Monday, April 11, 2005

Bad Physics

Terry Teachout quotes Saul Bellow:
“Why does it happen so quickly? You throw a stone into the air and it has to overcome gravity, so its rise is slow, and that is why the days of childhood are so long and leisurely. But as the stone falls, it goes faster and faster, with a velocity of thirty-two feet per second, so that your sense of time finally is that of a rush into death. As the Book of Job puts it, ‘My days fly faster than the weaver’s shuttle.’ Towards the end you rush towards the earth, towards death. What does this acceleration signify?”

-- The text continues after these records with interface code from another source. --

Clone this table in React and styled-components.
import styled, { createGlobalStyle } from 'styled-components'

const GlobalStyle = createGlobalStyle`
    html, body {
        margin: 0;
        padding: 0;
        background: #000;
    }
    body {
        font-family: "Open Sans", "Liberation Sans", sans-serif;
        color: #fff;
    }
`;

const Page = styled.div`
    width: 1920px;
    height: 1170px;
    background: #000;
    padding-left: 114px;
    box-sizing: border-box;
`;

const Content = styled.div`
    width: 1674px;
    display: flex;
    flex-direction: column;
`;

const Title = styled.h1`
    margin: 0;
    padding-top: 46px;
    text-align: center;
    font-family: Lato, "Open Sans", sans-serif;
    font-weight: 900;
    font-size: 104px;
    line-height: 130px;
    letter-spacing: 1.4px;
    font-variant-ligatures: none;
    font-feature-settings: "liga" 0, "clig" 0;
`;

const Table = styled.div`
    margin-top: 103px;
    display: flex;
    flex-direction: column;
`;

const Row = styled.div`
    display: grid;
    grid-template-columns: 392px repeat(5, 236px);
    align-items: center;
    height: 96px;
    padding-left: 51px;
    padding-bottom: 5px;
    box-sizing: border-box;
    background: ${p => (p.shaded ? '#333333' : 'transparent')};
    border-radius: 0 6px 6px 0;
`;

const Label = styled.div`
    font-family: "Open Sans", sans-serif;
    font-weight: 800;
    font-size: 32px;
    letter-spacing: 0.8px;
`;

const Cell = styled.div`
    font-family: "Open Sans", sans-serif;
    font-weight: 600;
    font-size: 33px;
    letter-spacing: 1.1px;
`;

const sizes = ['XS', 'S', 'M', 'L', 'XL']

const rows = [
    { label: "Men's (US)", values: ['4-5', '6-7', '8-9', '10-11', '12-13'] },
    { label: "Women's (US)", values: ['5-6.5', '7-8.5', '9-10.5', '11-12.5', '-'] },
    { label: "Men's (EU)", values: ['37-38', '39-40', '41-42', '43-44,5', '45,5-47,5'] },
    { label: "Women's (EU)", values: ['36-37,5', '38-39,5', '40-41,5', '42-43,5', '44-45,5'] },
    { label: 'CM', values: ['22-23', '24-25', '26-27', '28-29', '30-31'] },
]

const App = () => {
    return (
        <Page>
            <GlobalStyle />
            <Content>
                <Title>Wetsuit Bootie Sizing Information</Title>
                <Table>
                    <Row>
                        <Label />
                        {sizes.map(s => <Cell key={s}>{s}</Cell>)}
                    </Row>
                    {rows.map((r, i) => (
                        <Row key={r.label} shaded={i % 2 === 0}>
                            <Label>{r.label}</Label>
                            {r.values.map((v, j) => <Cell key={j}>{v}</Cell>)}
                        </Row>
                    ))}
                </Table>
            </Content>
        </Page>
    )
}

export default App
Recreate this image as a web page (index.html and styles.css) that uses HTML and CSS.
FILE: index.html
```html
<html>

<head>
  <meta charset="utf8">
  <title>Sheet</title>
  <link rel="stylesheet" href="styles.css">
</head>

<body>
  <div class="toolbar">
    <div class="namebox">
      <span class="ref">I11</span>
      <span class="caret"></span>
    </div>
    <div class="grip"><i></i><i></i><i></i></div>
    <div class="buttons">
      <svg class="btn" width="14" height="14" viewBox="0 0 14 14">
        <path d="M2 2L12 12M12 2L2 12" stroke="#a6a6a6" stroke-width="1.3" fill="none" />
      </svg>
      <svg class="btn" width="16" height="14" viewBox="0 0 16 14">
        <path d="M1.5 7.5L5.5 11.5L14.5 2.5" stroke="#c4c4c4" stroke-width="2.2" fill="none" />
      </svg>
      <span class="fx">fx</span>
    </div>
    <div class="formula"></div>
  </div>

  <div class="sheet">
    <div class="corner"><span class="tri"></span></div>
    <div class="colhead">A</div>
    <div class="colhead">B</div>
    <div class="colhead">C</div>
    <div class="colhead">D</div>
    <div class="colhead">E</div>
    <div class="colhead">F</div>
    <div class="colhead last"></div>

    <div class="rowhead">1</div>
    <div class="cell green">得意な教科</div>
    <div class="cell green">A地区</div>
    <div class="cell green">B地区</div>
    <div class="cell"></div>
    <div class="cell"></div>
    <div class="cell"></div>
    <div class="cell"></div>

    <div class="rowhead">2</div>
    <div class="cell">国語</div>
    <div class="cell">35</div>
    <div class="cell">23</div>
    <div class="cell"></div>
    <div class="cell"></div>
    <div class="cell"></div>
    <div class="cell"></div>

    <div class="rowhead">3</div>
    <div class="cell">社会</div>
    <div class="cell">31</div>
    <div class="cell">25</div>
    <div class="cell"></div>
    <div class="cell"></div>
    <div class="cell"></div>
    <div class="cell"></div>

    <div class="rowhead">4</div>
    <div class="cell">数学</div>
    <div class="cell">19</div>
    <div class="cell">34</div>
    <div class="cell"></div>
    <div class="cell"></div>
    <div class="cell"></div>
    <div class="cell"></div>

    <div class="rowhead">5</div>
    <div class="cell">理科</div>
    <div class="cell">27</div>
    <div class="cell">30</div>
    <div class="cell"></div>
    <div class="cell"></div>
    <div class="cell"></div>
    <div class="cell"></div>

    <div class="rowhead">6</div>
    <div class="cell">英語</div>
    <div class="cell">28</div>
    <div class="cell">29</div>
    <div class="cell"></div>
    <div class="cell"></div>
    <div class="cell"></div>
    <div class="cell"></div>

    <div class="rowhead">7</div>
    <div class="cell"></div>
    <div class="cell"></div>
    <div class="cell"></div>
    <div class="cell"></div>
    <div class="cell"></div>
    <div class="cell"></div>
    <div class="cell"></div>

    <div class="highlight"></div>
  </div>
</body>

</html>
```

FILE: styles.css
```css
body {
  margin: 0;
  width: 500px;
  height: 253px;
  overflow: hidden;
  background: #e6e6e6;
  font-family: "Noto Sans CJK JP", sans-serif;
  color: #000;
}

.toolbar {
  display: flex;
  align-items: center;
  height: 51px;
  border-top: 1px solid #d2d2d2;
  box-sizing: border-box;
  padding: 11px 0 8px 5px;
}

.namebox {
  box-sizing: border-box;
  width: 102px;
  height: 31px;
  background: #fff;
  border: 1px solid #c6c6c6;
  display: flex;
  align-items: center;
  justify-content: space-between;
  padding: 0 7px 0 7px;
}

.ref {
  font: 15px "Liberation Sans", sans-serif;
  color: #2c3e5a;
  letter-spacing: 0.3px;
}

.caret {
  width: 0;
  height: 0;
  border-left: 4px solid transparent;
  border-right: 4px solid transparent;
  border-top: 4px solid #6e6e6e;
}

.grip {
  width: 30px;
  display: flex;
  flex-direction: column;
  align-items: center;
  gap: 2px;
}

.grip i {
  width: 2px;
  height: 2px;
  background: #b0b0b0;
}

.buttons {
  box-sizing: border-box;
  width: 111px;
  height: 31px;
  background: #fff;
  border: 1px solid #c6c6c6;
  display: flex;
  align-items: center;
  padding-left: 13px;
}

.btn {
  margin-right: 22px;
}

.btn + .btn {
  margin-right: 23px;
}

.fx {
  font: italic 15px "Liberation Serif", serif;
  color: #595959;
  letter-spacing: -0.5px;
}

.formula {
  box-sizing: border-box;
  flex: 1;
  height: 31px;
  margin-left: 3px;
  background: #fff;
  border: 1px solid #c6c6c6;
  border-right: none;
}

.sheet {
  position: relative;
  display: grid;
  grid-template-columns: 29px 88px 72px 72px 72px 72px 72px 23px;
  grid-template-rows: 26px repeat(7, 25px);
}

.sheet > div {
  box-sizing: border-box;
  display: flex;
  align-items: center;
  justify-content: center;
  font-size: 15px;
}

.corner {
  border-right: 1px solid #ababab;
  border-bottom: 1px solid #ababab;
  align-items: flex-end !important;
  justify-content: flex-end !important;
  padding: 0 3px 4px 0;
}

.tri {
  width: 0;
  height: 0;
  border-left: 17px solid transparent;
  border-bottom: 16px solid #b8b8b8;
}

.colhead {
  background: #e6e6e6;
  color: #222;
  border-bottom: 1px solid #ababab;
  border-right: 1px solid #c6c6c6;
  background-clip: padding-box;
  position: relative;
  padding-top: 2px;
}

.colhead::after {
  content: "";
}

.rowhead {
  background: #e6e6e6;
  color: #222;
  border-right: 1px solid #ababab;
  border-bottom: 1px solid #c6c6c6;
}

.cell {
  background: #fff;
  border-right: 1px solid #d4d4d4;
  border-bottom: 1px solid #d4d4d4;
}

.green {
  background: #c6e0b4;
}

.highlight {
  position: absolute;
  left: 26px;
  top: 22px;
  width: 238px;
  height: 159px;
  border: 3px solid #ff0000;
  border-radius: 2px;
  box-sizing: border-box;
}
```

Clearly Saul Bellow’s Nobel Prize was not in physics. In fact, he seems not to have been paying very close attention in his high school physics class. The highlighted portion of the quote should have been “acceleration of thirty-two feet per second squared”. Acceleration is defined as the rate at which velocity changes. He contradicts his entire point by implying that the stone has a constant velocity of thirty-two feet per second. Then in the last sentence quoted here, he uses the term “acceleration” properly. Does he or does he not know the difference between acceleration and velocity? I don’t care how impressive your writing credentials are, if you’re going to use basic physics as a metaphor, at least get the physics right.

1 Comments:

Blogger Craig Westover said...

Just wanted to let you know that when I saw that quote his error struck me with a force equal to the mass of the error times the speed at which I recognized it.